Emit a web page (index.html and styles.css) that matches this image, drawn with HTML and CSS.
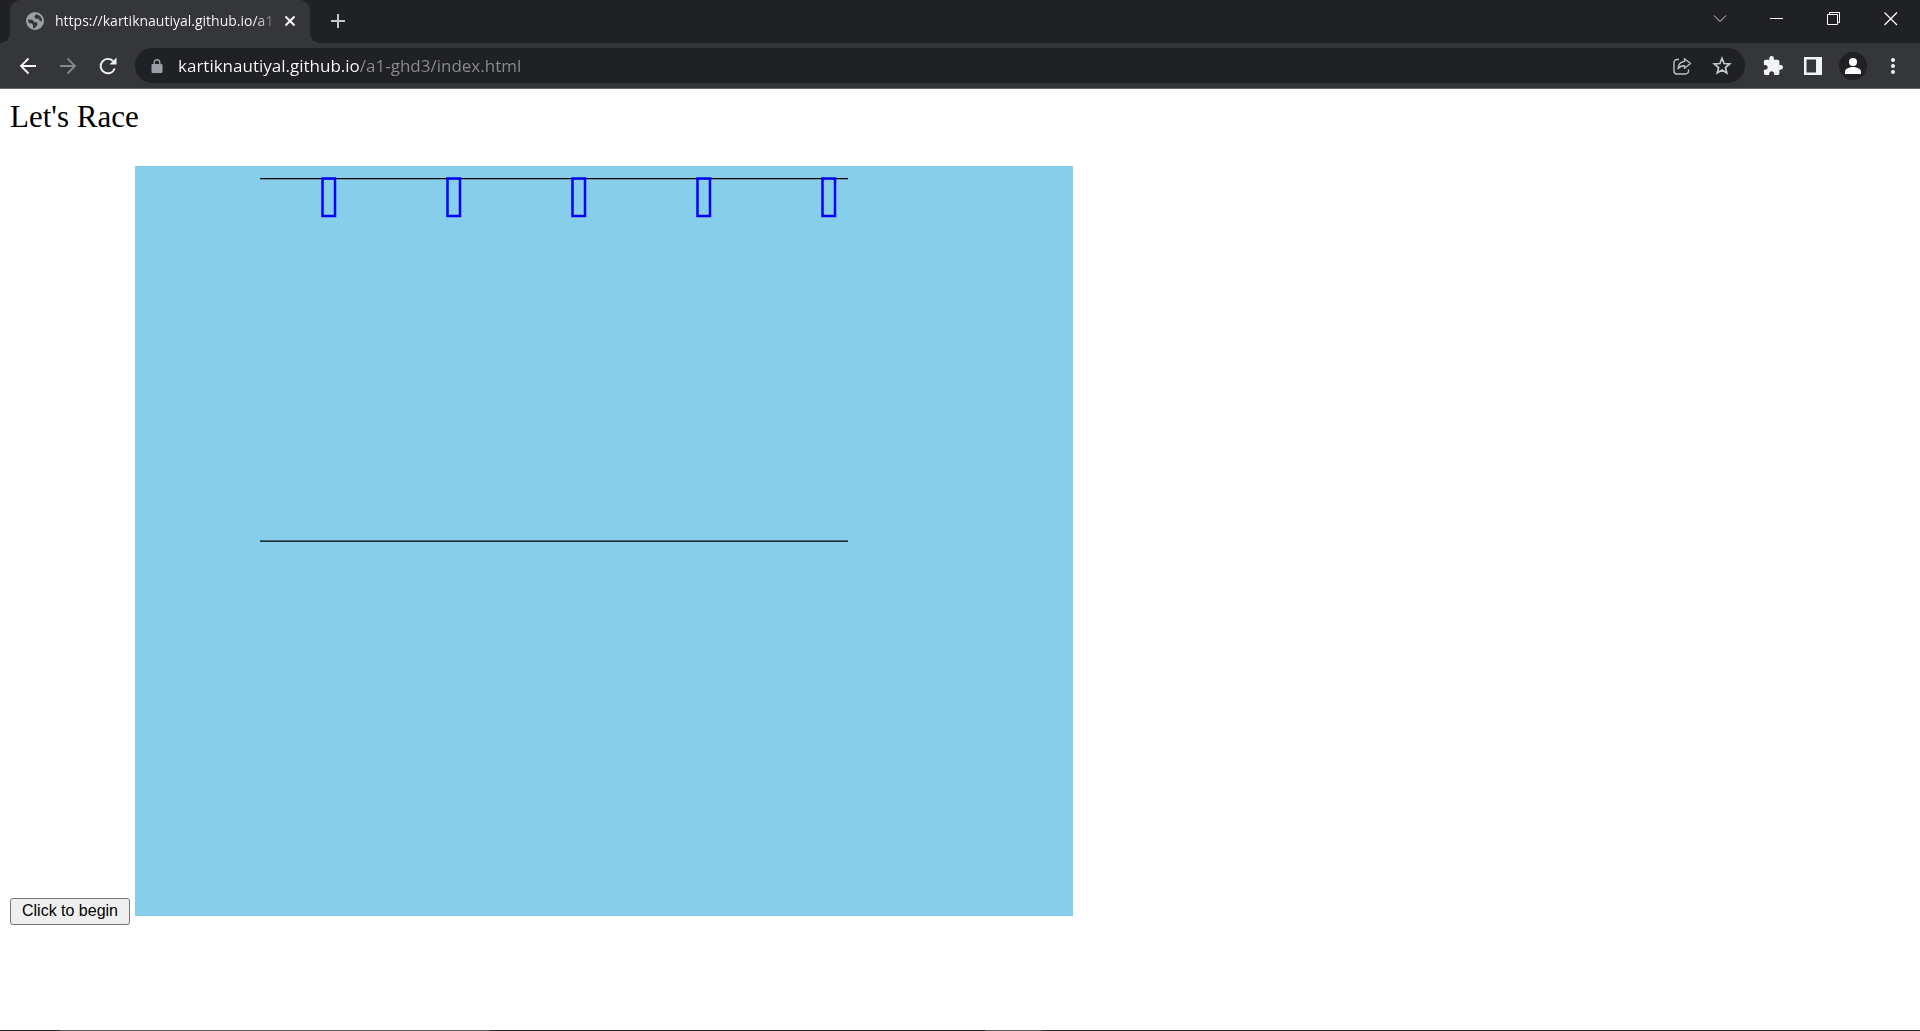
FILE: index.html
```
<!DOCTYPE html>
<html lang="en">
<head>
<meta charset="utf-8">
<title>Let's Race</title>
<link rel="stylesheet" href="styles.css">
</head>
<body>
<header class="browser">
  <div class="tabstrip">
    <div class="tab">
      <svg class="favicon" viewBox="0 0 18 18" aria-hidden="true"><circle cx="9" cy="9" r="9" fill="#9aa0a6"/><path d="M2 7.5l4.500.300 2 2.400h2.800v2.800l-2 2.700-2.300.500v-3.300l-1.700-1.700H3A7 7 0 0 1 2 7.500z" fill="#35363a"/><path d="M10 2.200l-1.700 2.500 1.700 2.300 2.500-.400 1.300 2.500 2.300.300A7 7 0 0 0 10 2.200z" fill="#35363a"/></svg>
      <span class="tab-title">https://kartiknautiyal.github.io/a1</span>
      <button class="plain tab-close" aria-label="Close tab"><svg width="12" height="12" viewBox="0 0 12 12"><path d="M1.500 1.500l9 9m0-9l-9 9" stroke="#fff" stroke-width="2" fill="none"/></svg></button>
    </div>
    <button class="plain new-tab" aria-label="New tab"><svg width="16" height="16" viewBox="0 0 16 16"><path d="M8 1v14M1 8h14" stroke="#c4c7cb" stroke-width="2" fill="none"/></svg></button>
    <div class="window-controls">
      <button class="plain window-button" aria-label="Search tabs"><svg width="14" height="8" viewBox="0 0 14 8"><path d="M1 .500l6 6 6-6" stroke="#d8d8d8" fill="none"/></svg></button>
      <button class="plain window-button" aria-label="Minimize"><svg width="14" height="14" viewBox="0 0 14 14"><path d="M0 6.500h13" stroke="#fff" fill="none"/></svg></button>
      <button class="plain window-button" aria-label="Restore"><svg width="14" height="14" viewBox="0 0 14 14"><path d="M.500 2.500h10v10H.500zM2.500 2.500v-2h10v10h-2" stroke="#fff" fill="none"/></svg></button>
      <button class="plain window-button" aria-label="Close"><svg width="14" height="14" viewBox="0 0 14 14"><path d="M.500.500l12.500 12.500m0-12.500L.500 13" stroke="#fff" stroke-width="1.200" fill="none"/></svg></button>
    </div>
  </div>
  <div class="toolbar">
    <button class="plain tool" aria-label="Back"><svg width="18" height="18" viewBox="0 0 18 18"><path d="M17 9H2m7.500-7.500L2 9l7.500 7.500" stroke="#fff" stroke-width="1.800" fill="none"/></svg></button>
    <button class="plain tool" aria-label="Forward"><svg width="18" height="18" viewBox="0 0 18 18"><path d="M1 9h15M8.500 1.500L16 9l-7.500 7.500" stroke="#85878a" stroke-width="1.800" fill="none"/></svg></button>
    <button class="plain tool" aria-label="Reload"><svg width="18" height="18" viewBox="0 0 18 18"><path d="M15.700 11.500A7.200 7.200 0 1 1 14 4" stroke="#f1f3f4" stroke-width="1.900" fill="none"/><path d="M17.500.500v7h-7z" fill="#f1f3f4"/></svg></button>
    <div class="omnibox">
      <svg class="lock" width="12" height="14" viewBox="0 0 12 14" aria-hidden="true"><path d="M3.200 6V3.500a2.800 2.800 0 0 1 5.600 0V6" stroke="#9aa0a6" stroke-width="1.400" fill="none"/><rect x=".500" y="5" width="11" height="9" rx="1.300" fill="#9aa0a6"/></svg>
      <input class="address" type="text" aria-label="Address" value="kartiknautiyal.github.io/a1-ghd3/index.html">
      <button class="plain tool" aria-label="Share"><svg width="19" height="18" viewBox="0 0 19 18"><path d="M6 2.500H4a3 3 0 0 0-3 3V14a3 3 0 0 0 3 3h8.500a3 3 0 0 0 3-3v-1.500" stroke="#bdc1c6" stroke-width="1.400" fill="none"/><path d="M11.500 1.700l6 4.800-6 4.800V8.700C8.500 8.600 6.500 9.500 5 11.700c.300-4 2.700-6.900 6.500-7.300z" stroke="#bdc1c6" stroke-width="1.400" stroke-linejoin="round" fill="none"/></svg></button>
      <button class="plain tool" aria-label="Bookmark"><svg width="20" height="20" viewBox="0 0 20 20"><path d="M10 2.300l2.100 5.200 5.600.400-4.300 3.600 1.400 5.500-4.800-3-4.800 3 1.400-5.500-4.300-3.600 5.600-.400z" stroke="#c4c7cb" stroke-width="1.700" fill="none"/></svg></button>
    </div>
    <button class="plain tool" aria-label="Extensions"><svg width="20" height="20" viewBox="1 1 22 22"><path fill="#f1f3f4" d="M20.500 11H19V7c0-1.100-.900-2-2-2h-4V3.500a2.500 2.500 0 0 0-5 0V5H4c-1.100 0-1.990.900-1.990 2v3.800H3.500c1.490 0 2.700 1.210 2.700 2.700s-1.210 2.700-2.700 2.700H2V20c0 1.100.900 2 2 2h3.800v-1.500c0-1.490 1.210-2.700 2.700-2.700s2.700 1.210 2.700 2.700V22H17c1.100 0 2-.900 2-2v-4h1.500a2.500 2.500 0 0 0 0-5z"/></svg></button>
    <button class="plain tool" aria-label="Side panel"><svg width="18" height="18" viewBox="0 0 18 18"><path fill="#f1f3f4" fill-rule="evenodd" d="M0 0h18v18H0zM2.500 2.500v13h9.500v-13z"/></svg></button>
    <button class="plain tool" aria-label="Profile"><svg width="28" height="28" viewBox="0 0 28 28"><circle cx="14" cy="14" r="14" fill="#202124"/><circle cx="14" cy="10" r="4" fill="#fff"/><path d="M6 22v-2.500c0-3 5-4.500 8-4.500s8 1.500 8 4.500V22z" fill="#fff"/></svg></button>
    <button class="plain tool" aria-label="Menu"><svg width="4" height="16" viewBox="0 0 4 16"><g fill="#f1f3f4"><circle cx="2" cy="2" r="2"/><circle cx="2" cy="8" r="2"/><circle cx="2" cy="14" r="2"/></g></svg></button>
  </div>
</header>
<main class="page">
  <div class="heading">Let's Race</div>
  <div class="race">
    <button class="begin">Click to begin</button>
    <svg class="track" width="938" height="750" viewBox="0 0 750 600" preserveAspectRatio="xMinYMin" role="img" aria-label="Race track">
      <path d="M100 10h470.400M100 300h470.400" stroke="#000" fill="none"/>
      <g fill="none" stroke="#00f" stroke-width="2">
        <rect x="150" y="10" width="10" height="30"/>
        <rect x="250" y="10" width="10" height="30"/>
        <rect x="350" y="10" width="10" height="30"/>
        <rect x="450" y="10" width="10" height="30"/>
        <rect x="550" y="10" width="10" height="30"/>
      </g>
    </svg>
  </div>
</main>
<div class="taskbar-edge"></div>
</body>
</html>
```
FILE: styles.css
```
* { box-sizing: border-box; }
body {
  margin: 0;
  min-height: 100vh;
  display: flex;
  flex-direction: column;
  background: #fff;
  color: #000;
  font-family: "Liberation Serif", serif;
}
.browser {
  background: #35363a;
  border-bottom: 1px solid #646567;
  font-family: "Open Sans", "Noto Sans", sans-serif;
}
.plain {
  display: flex;
  align-items: center;
  justify-content: center;
  padding: 0;
  border: 0;
  background: none;
}
.tabstrip {
  display: flex;
  height: 43px;
  padding: 0 1px 0 10px;
  background: #202124;
}
.tab {
  position: relative;
  display: flex;
  align-items: center;
  width: 300px;
  padding: 0 14px 1px 16px;
  border-radius: 10px 10px 0 0;
  background: #35363a;
}
.tab::before,
.tab::after {
  content: "";
  position: absolute;
  bottom: 0;
  width: 10px;
  height: 10px;
}
.tab::before {
  right: 100%;
  background: radial-gradient(circle at 0 0, #202124 10px, #35363a 10px);
}
.tab::after {
  left: 100%;
  background: radial-gradient(circle at 100% 0, #202124 10px, #35363a 10px);
}
.favicon {
  flex: none;
  width: 18px;
  height: 18px;
  margin-right: 11px;
}
.tab-title {
  flex: 1;
  white-space: nowrap;
  font-size: 14px;
  line-height: 20px;
  color: transparent;
  background: linear-gradient(to right, #fff 200px, #35363a 224px);
  -webkit-background-clip: text;
  background-clip: text;
}
.tab-close { margin-left: 10px; }
.new-tab {
  width: 36px;
  height: 42px;
  margin-left: 10px;
}
.window-controls {
  display: flex;
  margin-left: auto;
}
.window-button {
  width: 57px;
  height: 37px;
}
.toolbar {
  display: flex;
  align-items: center;
  height: 45px;
  padding: 0 7px 0 8px;
}
.tool {
  flex: none;
  width: 40px;
  height: 35px;
}
.omnibox {
  flex: 1;
  display: flex;
  align-items: center;
  height: 35px;
  margin: 0 8px 0 7px;
  padding: 0 3px 0 16px;
  border-radius: 18px;
  background: #202124;
}
.lock { flex: none; }
.address {
  flex: 1;
  min-width: 0;
  height: 28px;
  margin-left: 15px;
  padding: 0;
  border: 0;
  font: 17px/28px "Open Sans", "Noto Sans", sans-serif;
  color: transparent;
  background: linear-gradient(to right, #fff 181px, #8b8d90 181px);
  -webkit-background-clip: text;
  background-clip: text;
}
.page {
  flex: 1;
  padding: 10px;
}
.heading {
  font-size: 31px;
  line-height: 36px;
}
.race {
  display: flex;
  align-items: baseline;
  gap: 5px;
  margin-top: 31px;
}
.begin {
  flex: none;
  width: 120px;
  height: 27px;
  padding: 0;
  border: 1px solid #767676;
  border-radius: 3px;
  background: #efefef;
  color: #000;
  font: 16px/24px "Liberation Sans", Arial, sans-serif;
}
.track {
  flex: none;
  background: skyblue;
}
.taskbar-edge {
  height: 1px;
  background: linear-gradient(to right, #25292c 60px, #5c5b5c 60px 490px, #25282d 490px 986px, #5c5b5c 986px 1042px, #2b2b2d 1042px);
}
```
---
Where a line contains "page", copy that line.

Emit a web page (index.html and styles.css) that matches this image, drawn with HTML and CSS.
<main class="page">
.page {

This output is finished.